Aikido and Chiropractic
Contributed by Mark Adachi*

Aikido and chiropractic have much in common, as both involve the correct use of the body center. Chiropractic is devoted largely to the correction of the spine. It is interesting that in Japanese several of the characters meaning "center" - "jiku" and "chushin" refer to "axis" as in an axle. They reflect the fact that center is not one-dimensional but along the entire centerline of the body. This centerline is the spine.

Chiropractic in its highest sense is not about moving bones around but normalizing the input to the brain via the mechanoreceptors, the nerve pathways devoted to movement and the sense of where the body is in space. In chiropractic we use subtle stimulation of these nerve systems in the muscles, ligaments and most of all in the joints, to help the body heal. The greatest number of these pathways exists in the center of the body, the spine. Therefore to be really healthy, the center of the body needs tremendous amounts of proper awareness and feedback.

When people are injured, the brain is often shocked and the body's sense of center is disturbed. For example, people will often keep a slight limp, even though their sprained ankle is completely better. Even though it doesn't need to, the body thinks its center has to shift away from the sprain. Paradoxically, this altered posture makes it easier to re-injure the ankle. How many people do you know that sprains the same ankle over and over? Chiropractic treatment re-educates the body so that its center is back at the center of the body.

The process of treatment in chiropractic was once vividly demonstrated to me by my teacher Dr. Takao Nakagawa D.C. Once a patient came in to the office who was a wheelchair-bound quadriplegic. He couldn't feel his body below his neck nor could he move anything but his mouth and face. Yet he was in great pain. He had excruciating lower back pain in a body he couldn't feel! He came to see Dr. Nakagawa and I was observing his treatments at that time. I was thinking to myself, "What could he possibly do to treat him?" Dr. Nakagawa went directly to a pressure point in his lower left leg and stimulated it with strong pressure for about a minute. Then he asked the patient about the pain. It was gone! Even though the patient could not consciously move or feel his body, his body had lost center and expressed that loss of center as a "phantom" pain. Dr. Nakagawa intuitively felt this and used the pressure point as a shortcut to correct his perception of center.

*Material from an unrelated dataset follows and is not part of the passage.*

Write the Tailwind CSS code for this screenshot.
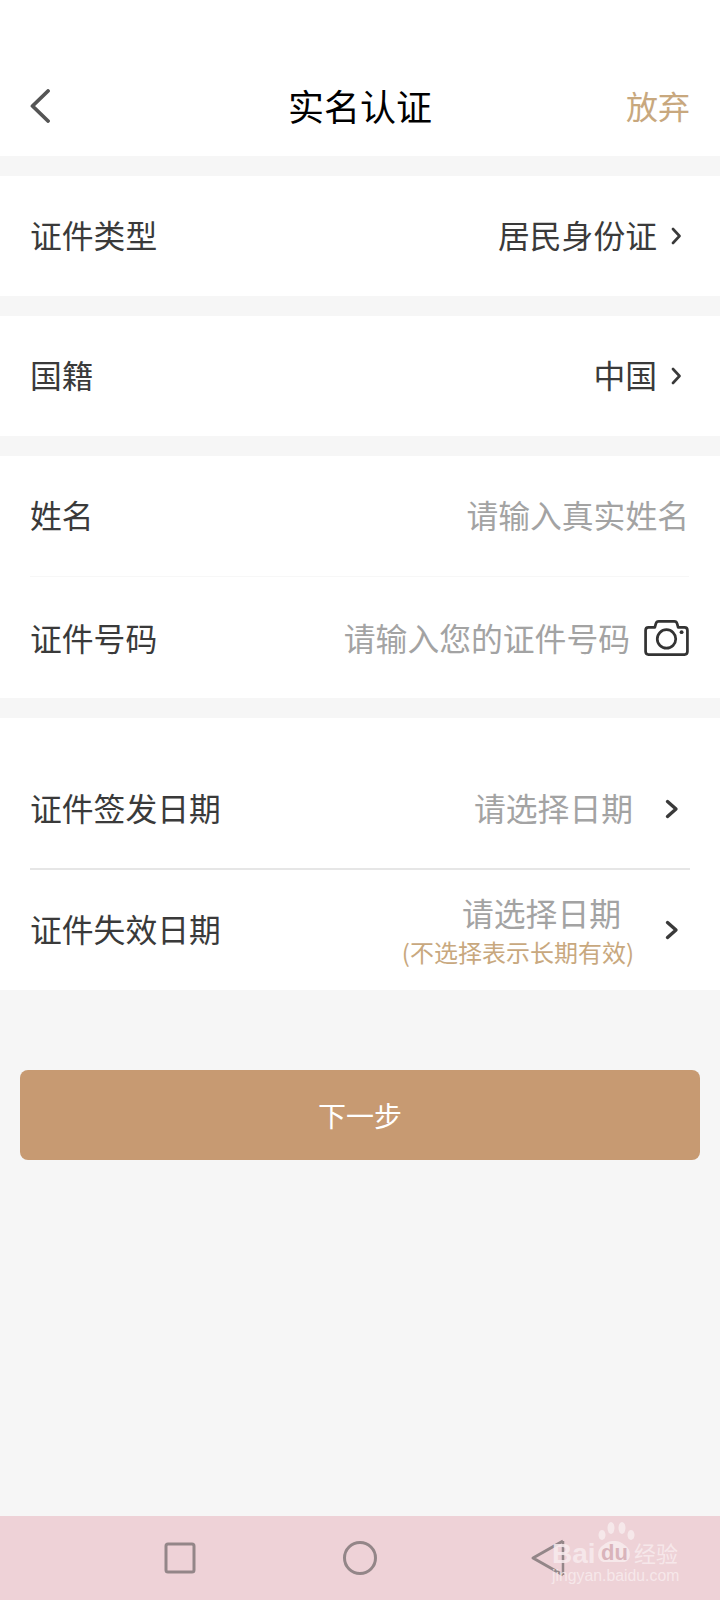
<!DOCTYPE html>
<html lang="zh">
<head>
<meta charset="utf-8">
<script src="https://cdn.jsdelivr.net/npm/@tailwindcss/browser@4"></script>
</head>
<body class="m-0">
<div class="w-[720px] h-[1600px] relative flex flex-col bg-[#f6f6f6] overflow-hidden font-['Noto_Sans_CJK_SC','Noto_Sans',sans-serif] text-[31.8px] leading-none text-[#3a3a3a]">

  <header class="h-[156px] shrink-0 bg-white relative flex items-end justify-between pl-[30px] pr-[30px] pb-[35px]">
    <svg class="w-[20px] h-[34px] mb-[-2px]" viewBox="0 0 20 34" fill="none" stroke="#555" stroke-width="3.8" stroke-linecap="round" stroke-linejoin="round"><path d="M18 2 2.500 17 18 32"/></svg>
    <h1 class="text-[36px] leading-none font-normal text-black absolute left-0 right-0 bottom-[33px] text-center">实名认证</h1>
    <span class="text-[32px] text-[#c8a87e]">放弃</span>
  </header>

  <div class="mt-[20px] h-[120px] pb-[2px] bg-white flex items-center justify-between pl-[30px] pr-[39px]">
    <span>证件类型</span>
    <span class="flex items-center gap-[14px]">居民身份证
      <svg class="w-[10px] h-[18px] mt-[2px]" viewBox="0 0 10 18" fill="none" stroke="#3a3a3a" stroke-width="2.600" stroke-linecap="round" stroke-linejoin="round"><path d="M2 2l6.500 7L2 16"/></svg>
    </span>
  </div>

  <div class="mt-[20px] h-[120px] pb-[2px] bg-white flex items-center justify-between pl-[30px] pr-[39px]">
    <span>国籍</span>
    <span class="flex items-center gap-[14px]">中国
      <svg class="w-[10px] h-[18px] mt-[2px]" viewBox="0 0 10 18" fill="none" stroke="#3a3a3a" stroke-width="2.600" stroke-linecap="round" stroke-linejoin="round"><path d="M2 2l6.500 7L2 16"/></svg>
    </span>
  </div>

  <div class="mt-[20px] bg-white pl-[30px] pr-[31px]">
    <div class="h-[121px] pb-[2px] flex items-center justify-between border-b border-[#f7f7f7]">
      <span>姓名</span>
      <span class="text-[#a3a3a3]">请输入真实姓名</span>
    </div>
    <div class="h-[121px] flex items-center justify-between">
      <span>证件号码</span>
      <span class="flex items-center gap-[14px] text-[#a3a3a3]">请输入您的证件号码
        <svg class="w-[45px] h-[36px]" viewBox="0 0 46 37" fill="none" stroke="#333" stroke-width="2.800" stroke-linejoin="round"><path d="M4.500 7.500H11l1-3.500q.7-2.500 3-2.500h16q2.300 0 3 2.500l1 3.500h6.500q3 0 3 3v22q0 3-3 3h-37q-3 0-3-3v-22q0-3 3-3Z"/><circle cx="23" cy="19.500" r="9.500"/><circle cx="38.500" cy="12.500" r="2" fill="#333" stroke="none"/></svg>
      </span>
    </div>
  </div>

  <div class="mt-[20px] bg-white pl-[30px] pr-[30px] pt-[32px]">
    <div class="h-[120px] pb-[2px] flex items-center justify-between border-b-2 border-[#e6e6e6]">
      <span>证件签发日期</span>
      <span class="flex items-center gap-[32px] pr-[11px] text-[#a3a3a3]"><span>请选择日期</span>
        <svg class="w-[14px] h-[20px] mt-[2px]" viewBox="0 0 14 20" fill="none" stroke="#3a3a3a" stroke-width="3.400" stroke-linecap="round" stroke-linejoin="round"><path d="M2.500 2.500 11 10l-8.500 7.500"/></svg>
      </span>
    </div>
    <div class="h-[120px] pb-[2px] flex items-center justify-between">
      <span>证件失效日期</span>
      <span class="flex items-center gap-[31px] pr-[11px]">
        <span class="flex flex-col items-end">
          <span class="text-[#a3a3a3] pr-[13px] mt-[-16px]">请选择日期</span>
          <span class="text-[24px] text-[#c8a87e] mt-[12px] mb-[-19px]">(不选择表示长期有效)</span>
        </span>
        <svg class="w-[14px] h-[20px] mt-[2px]" viewBox="0 0 14 20" fill="none" stroke="#3a3a3a" stroke-width="3.400" stroke-linecap="round" stroke-linejoin="round"><path d="M2.500 2.500 11 10l-8.500 7.500"/></svg>
      </span>
    </div>
  </div>

  <button class="mt-[80px] mx-[20px] h-[90px] shrink-0 rounded-[8px] bg-[#c79a72] text-white text-[28px] leading-none">下一步</button>

  <nav class="mt-auto h-[84px] shrink-0 bg-[#eed2d7] relative">
    <svg class="absolute left-[164px] top-[26px] w-[32px] h-[32px]" viewBox="0 0 32 32" fill="none" stroke="#938688" stroke-width="3"><rect x="2" y="2" width="28" height="28" rx="2"/></svg>
    <svg class="absolute left-[342px] top-[24px] w-[36px] h-[36px]" viewBox="0 0 36 36" fill="none" stroke="#938688" stroke-width="3"><circle cx="18" cy="18" r="15.500"/></svg>
    <svg class="absolute left-[530px] top-[23px] w-[36px] h-[38px]" viewBox="0 0 36 38" fill="none" stroke="#938688" stroke-width="3" stroke-linejoin="round"><path d="M33 2 3 19l30 17"/><path d="M33 2v34" stroke-width="2.500"/></svg>

    <!-- Baidu watermark -->
    <div class="absolute left-[552px] top-[6px] w-[130px] h-[74px] font-['Liberation_Sans',sans-serif]">
      <svg class="absolute left-[43px] top-[0px] w-[46px] h-[42px]" viewBox="0 0 46 42" fill="#f8ecee" opacity="0.85"><ellipse cx="7" cy="13" rx="3.500" ry="5"/><ellipse cx="16" cy="6" rx="3.500" ry="6"/><ellipse cx="27" cy="6" rx="3.500" ry="6"/><ellipse cx="36" cy="13" rx="3.500" ry="5"/><path d="M19 19c5 0 7 1 12 5 6 5 5 16-3 16H10C2 40 1 29 7 24c5-4 7-5 12-5Z"/></svg>
      <span class="absolute left-0 top-[18px] text-[28px] leading-none font-bold text-[#f8ecee]/85">Bai</span>
      <span class="absolute left-[49px] top-[20px] text-[22px] leading-none font-bold text-[#d9b4bb]">du</span>
      <span class="absolute left-[82px] top-[19px] text-[22px] leading-none font-['Noto_Sans_CJK_SC',sans-serif] text-[#f8ecee]/85">经验</span>
      <span class="absolute left-0 top-[46px] text-[15.800px] leading-none text-[#f8ecee]/85">jingyan.baidu.com</span>
    </div>
  </nav>
</div>
</body>
</html>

Chiropractic and aikido both help in this re-education process. In treatment by a chiropractor the process is more passive, with the patient receiving the stimulation performed by the chiropractor. In aikido it is more active with uke and nage both trying to maintain center in the interaction of aikido technique. But both test and correct the balancing systems of the body. Both strive to improve the function of the body's center. To my way of thinking they are simply two ends of a continuum. When the body is injured or weakened, passive treatment is more helpful, when a person is strong and healthy and pain-free aikido is more suited. In many cases, they work together, enhancing each other so that the development of center can be maximized.